Dmitry Medvedev: Thank you. Are there any other ideas? What do you think about the Roshydromet problem?

Remark: We think that Roshydromet can be included as one of the programme participants, as they have approved the programme, but there wasn’t anything like that before.

Dmitry Medvedev: Fine, they are included.

Good. Thank you. Mr Rogozin (Dmitry Rogozin), could you please say something in conclusion.

Dmitry Rogozin: Thank you. Mr Medvedev, colleagues.

I would like to say that there are a few truly remarkable things about this programme – I am referring to its very pragmatic targets and reliable performance.

The expert council has actually worked very hard as part of the working group you have created Mr Medvedev. This work will continue into the first quarter of 2013. And of course we will be making suggestions concerning the draft resolution presented to the government. We have also noted the need to return to the matter of adjusting specific provisions of the programme in the second quarter of the next year.

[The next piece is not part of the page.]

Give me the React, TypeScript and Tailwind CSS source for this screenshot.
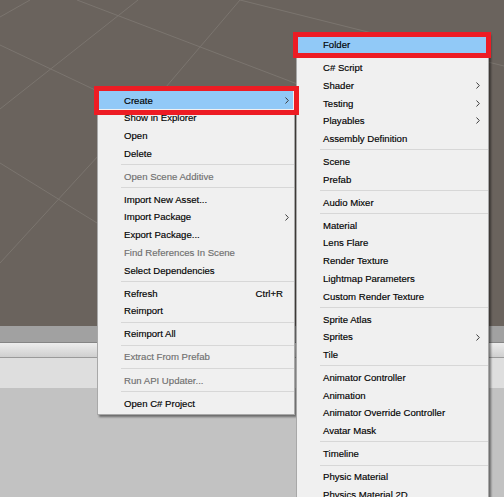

On the whole, I must say that the number of accidents has been significantly reduced as a result of this year’s extensive efforts by the Roscosmos agency and the Government. This year, the number of accidents fell from six to one. Unfortunately, we have had one accident, in August, and a few technical breakdowns in December. But on the whole, compared with global statistics, Russia is no worse than others, so to speak. I would also like to inform colleagues that a proposal to optimise the aerospace industry will be developed by March 2013 as part of cooperation between the Government’s expert council and Roscosmos. The industry is not working to capacity and it does not have a uniform technology policy. There is a certain technological backwardness as well. We will propose setting up several targeted holding companies. We have already delivered preliminary reports, but we will finalise our proposals by March. Thank you.

Dmitry Medvedev: Thank you. All right colleagues, let’s conclude our debates on this programme. I suggest supporting it. Any objections? Agreed.